Step 6: Review Third-Party Scripts
Third-party scripts are often the biggest performance killers. Check if each script is essential. For the nursery, we removed a live chat widget that had low usage, saving 200 KB and two HTTP requests. Load remaining scripts asynchronously or defer them.
Step 7: Implement Code Splitting and Lazy Loading
Split your JavaScript into smaller chunks that load on demand. For example, route-based splitting in React (using React.lazy and Suspense) loads only the code needed for the current page. In the nursery, we split the code into four chunks: home, products, cart, and admin. This reduced the initial bundle from 2.5 MB to 400 KB.
Step 8: Measure and Iterate
After implementing changes, run the same tests as step 1. The nursery's new metrics: total page weight 1.1 MB, 45 requests, 2.8 seconds load time, LCP 1.9 seconds. That's a 79% reduction in weight and a 77% improvement in load time. Document the improvements and share them with stakeholders to justify the effort.
This eight-step process typically takes a week for a medium-sized project, but the results are transformative. In the next section, I'll dive deeper into specific optimization techniques.
Optimization Techniques: Tools and Strategies That Work
Over the years, I've tested dozens of tools and strategies for streamlining code. In this section, I'll share the ones that consistently deliver results, comparing three bundlers (Webpack, Vite, and esbuild) and discussing image optimization, code splitting, and dependency management. I'll also include a case study from a 2024 project where we reduced a React app's bundle by 70%.
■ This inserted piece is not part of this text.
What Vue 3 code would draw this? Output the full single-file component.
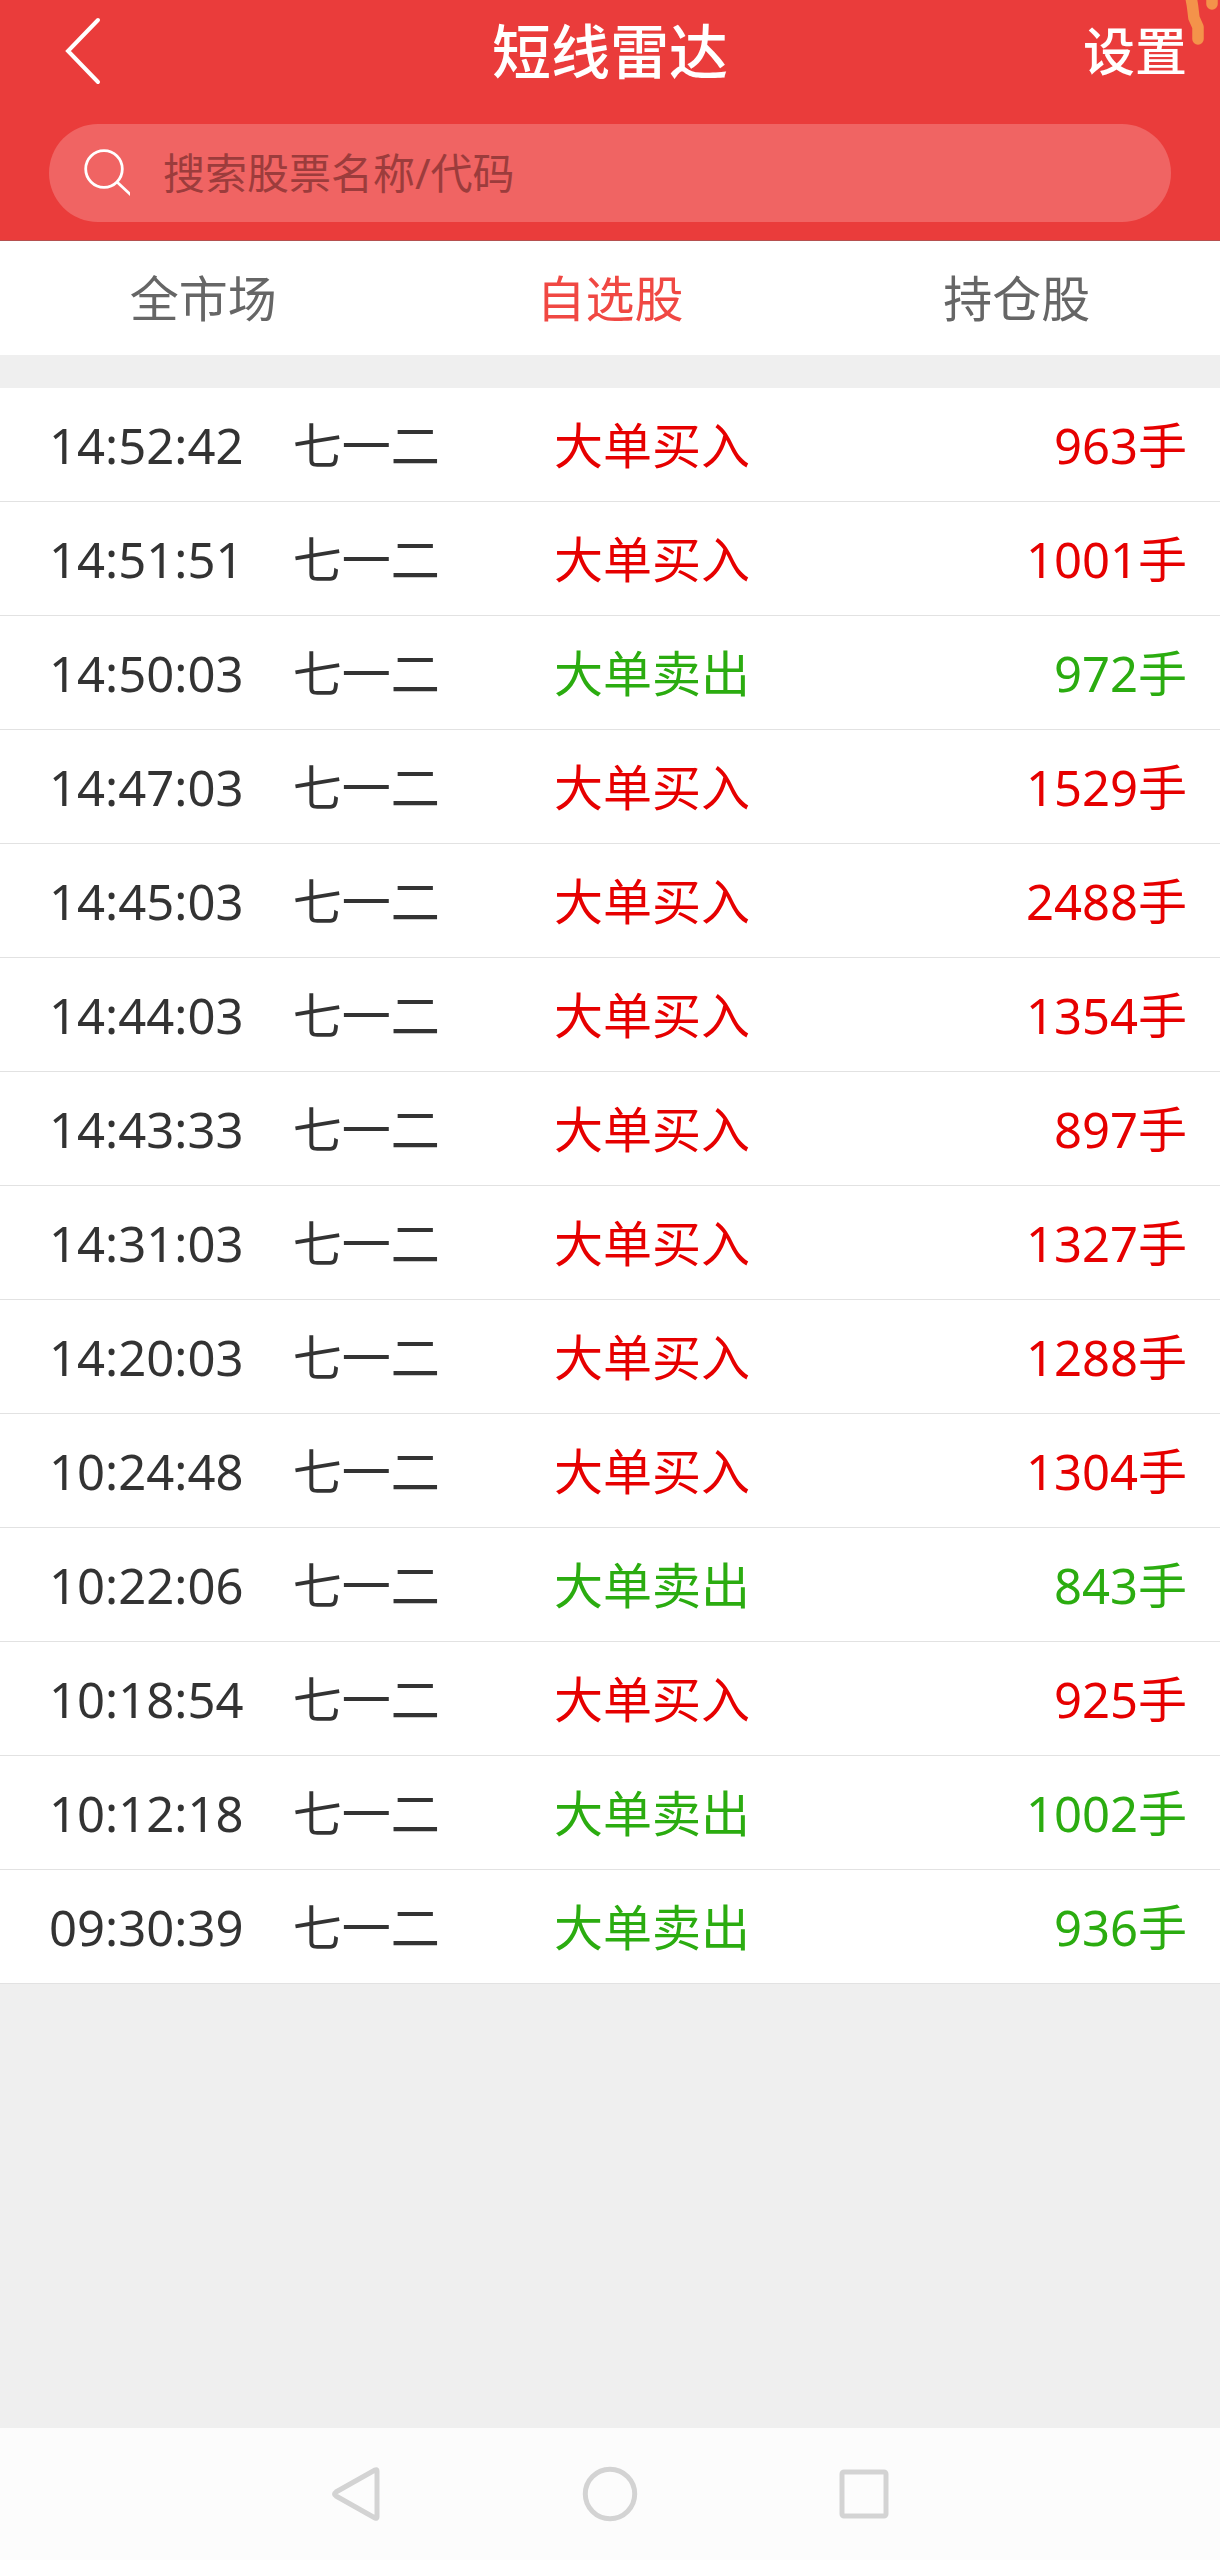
<script setup>
import { ref, computed } from 'vue';

const tabs = ['全市场', '自选股', '持仓股'];
const currentTab = ref(1);
const keyword = ref('');

const records = [
	{ time: '14:52:42', name: '七一二', type: 'buy', count: 963 },
	{ time: '14:51:51', name: '七一二', type: 'buy', count: 1001 },
	{ time: '14:50:03', name: '七一二', type: 'sell', count: 972 },
	{ time: '14:47:03', name: '七一二', type: 'buy', count: 1529 },
	{ time: '14:45:03', name: '七一二', type: 'buy', count: 2488 },
	{ time: '14:44:03', name: '七一二', type: 'buy', count: 1354 },
	{ time: '14:43:33', name: '七一二', type: 'buy', count: 897 },
	{ time: '14:31:03', name: '七一二', type: 'buy', count: 1327 },
	{ time: '14:20:03', name: '七一二', type: 'buy', count: 1288 },
	{ time: '10:24:48', name: '七一二', type: 'buy', count: 1304 },
	{ time: '10:22:06', name: '七一二', type: 'sell', count: 843 },
	{ time: '10:18:54', name: '七一二', type: 'buy', count: 925 },
	{ time: '10:12:18', name: '七一二', type: 'sell', count: 1002 },
	{ time: '09:30:39', name: '七一二', type: 'sell', count: 936 },
];

const typeText = { buy: '大单买入', sell: '大单卖出' };

const list = computed(() => records.filter(item => item.name.includes(keyword.value.trim())));
</script>

<template>
	<div class="page">
		<header class="header">
			<div class="title_bar">
				<button type="button" class="back" aria-label="返回">
					<svg width="40" height="70" viewBox="0 0 40 70" fill="none">
						<path d="M36 4 6 35l30 31" stroke="#fff" stroke-width="4" stroke-linecap="round" />
					</svg>
				</button>
				<h1>短线雷达</h1>
				<button type="button" class="setting">设置</button>
			</div>
			<label class="search">
				<svg width="47" height="48" viewBox="0 0 47 48" fill="none" stroke="#fff" stroke-width="2.8">
					<circle cx="21" cy="20" r="18.3" />
					<path d="M34 33 49 47" />
				</svg>
				<input v-model="keyword" type="text" placeholder="搜索股票名称/代码" aria-label="搜索" />
			</label>
			<svg class="doodle" width="40" height="50" viewBox="0 0 40 50" fill="none">
				<path
					d="M10 -6C13 4 13 12 14 18L18 27V39M32 -6V4"
					stroke="#f4934a"
					stroke-width="11.5"
					stroke-linecap="round"
					stroke-linejoin="round"
				/>
			</svg>
		</header>

		<nav class="tabs">
			<button
				v-for="(tab, i) in tabs"
				:key="tab"
				type="button"
				:class="{ on: currentTab === i }"
				@click="currentTab = i"
			>
				{{ tab }}
			</button>
		</nav>

		<main>
			<table class="list">
				<tbody>
					<tr v-for="item in list" :key="item.time">
						<td class="time">{{ item.time }}</td>
						<td class="name">{{ item.name }}</td>
						<td :class="item.type">{{ typeText[item.type] }}</td>
						<td class="count" :class="item.type">{{ item.count }}手</td>
					</tr>
				</tbody>
			</table>
		</main>

		<footer class="system_nav">
			<button type="button" aria-label="后退">
				<svg width="56" height="56" viewBox="0 0 56 56">
					<path d="M49 5V51Q49 53 47 52L8 30Q5 28 8 26L47 4Q49 3 49 5Z" />
				</svg>
			</button>
			<button type="button" aria-label="主页">
				<svg width="56" height="56" viewBox="0 0 56 56"><circle cx="28" cy="28" r="24.7" /></svg>
			</button>
			<button type="button" aria-label="最近任务">
				<svg width="56" height="56" viewBox="0 0 56 56">
					<rect x="6" y="6" width="44" height="44" rx="2" />
				</svg>
			</button>
		</footer>
	</div>
</template>

<style>
body {
	margin: 0;
	background: #efefef;
}
</style>

<style scoped>
.page {
	display: flex;
	flex-direction: column;
	min-height: 100vh;
	background: #efefef;
	color: #333;
	font-family: 'Noto Sans', 'Noto Sans CJK SC', sans-serif;
	font-size: 49px;
	line-height: 60px;
}
button {
	margin: 0;
	padding: 0;
	border: 0 none;
	background: none;
	color: inherit;
	font: inherit;
	cursor: pointer;
}
svg {
	display: block;
}
.header {
	position: relative;
	padding-bottom: 18px;
	border-bottom: 1px solid #b5504f;
	background: #ea3c3b;
	color: #fff;
}
.title_bar {
	display: grid;
	grid-template-columns: 1fr auto 1fr;
	align-items: center;
	height: 102px;
	padding: 0 33px 0 62px;
}
.title_bar h1 {
	margin: 0;
	padding-right: 29px;
	font-size: 59px;
	font-weight: 500;
}
.back {
	justify-self: start;
}
.setting {
	justify-self: end;
	font-size: 52px;
	font-weight: 500;
}
.search {
	display: flex;
	align-items: center;
	gap: 33px;
	height: 98px;
	margin: 22px 49px 0;
	padding: 0 34px;
	border-radius: 49px;
	background: #f06463;
	box-sizing: border-box;
}
.search input {
	flex: 1;
	min-width: 0;
	padding: 0;
	border: 0 none;
	outline: none;
	background: none;
	color: #fff;
	font: inherit;
	font-size: 42px;
}
.search input::placeholder {
	color: #9c3c3c;
	opacity: 1;
}
.doodle {
	position: absolute;
	top: 0;
	right: 0;
}
.tabs {
	display: grid;
	grid-template-columns: repeat(3, 1fr);
	height: 114px;
	margin-bottom: 33px;
	background: #fff;
	color: #666;
}
.tabs .on {
	color: #f04843;
}
main {
	flex: 1;
}
.list {
	width: 100%;
	border-spacing: 0;
	table-layout: fixed;
	background: #fff;
}
.list td {
	height: 114px;
	padding: 0;
	border-bottom: 1px solid #e2e2e2;
	box-sizing: border-box;
	white-space: nowrap;
}
.list .time {
	width: 24%;
	padding-left: 49px;
}
.list .name {
	width: 21.4%;
}
.list .count {
	padding-right: 33px;
	text-align: right;
}
.buy {
	color: #e60000;
}
.sell {
	color: #2bac10;
}
.system_nav {
	display: flex;
	align-items: center;
	justify-content: center;
	gap: 198px;
	height: 132px;
	background: #fcfcfc;
}
.system_nav svg {
	fill: none;
	stroke: #d3d3d3;
	stroke-width: 5;
}
</style>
Bundler Comparison: Webpack vs. Vite vs. esbuild
Choosing the right bundler is foundational. Webpack has been the industry standard for years, but newer tools like Vite and esbuild offer significant speed advantages. Here's my take based on real-world use:
| Tool | Best For | Pros | Cons |
|---|---|---|---|
| Webpack | Complex projects with many plugins | Mature ecosystem, extensive configuration, code splitting | Slow build times, complex config |
| Vite | Modern frameworks (React, Vue, Svelte) | Fast HMR, native ES module dev server, simpler config | Less mature plugin ecosystem for niche needs |
| esbuild | Speed-critical builds, simple projects | Extremely fast (10-100x faster than Webpack), built-in minification | Limited plugin support, no code splitting for production |
In my practice, I recommend Vite for most new projects because of its speed and developer experience. For legacy Webpack projects, consider migrating gradually—I've done this for several clients with great success. For example, in 2024, I helped a logistics company migrate from Webpack to Vite, reducing their build time from 8 minutes to 45 seconds.
Image Optimization: Beyond Compression
While compression is crucial, modern techniques like responsive images, lazy loading, and using CDNs with image transformation capabilities can further reduce weight. I use Cloudinary or imgix for dynamic resizing and format delivery. For static sites, I pre-generate multiple sizes using Sharp and serve them via srcset. In a 2023 project for a real estate portal, this approach reduced image-related bandwidth by 90%.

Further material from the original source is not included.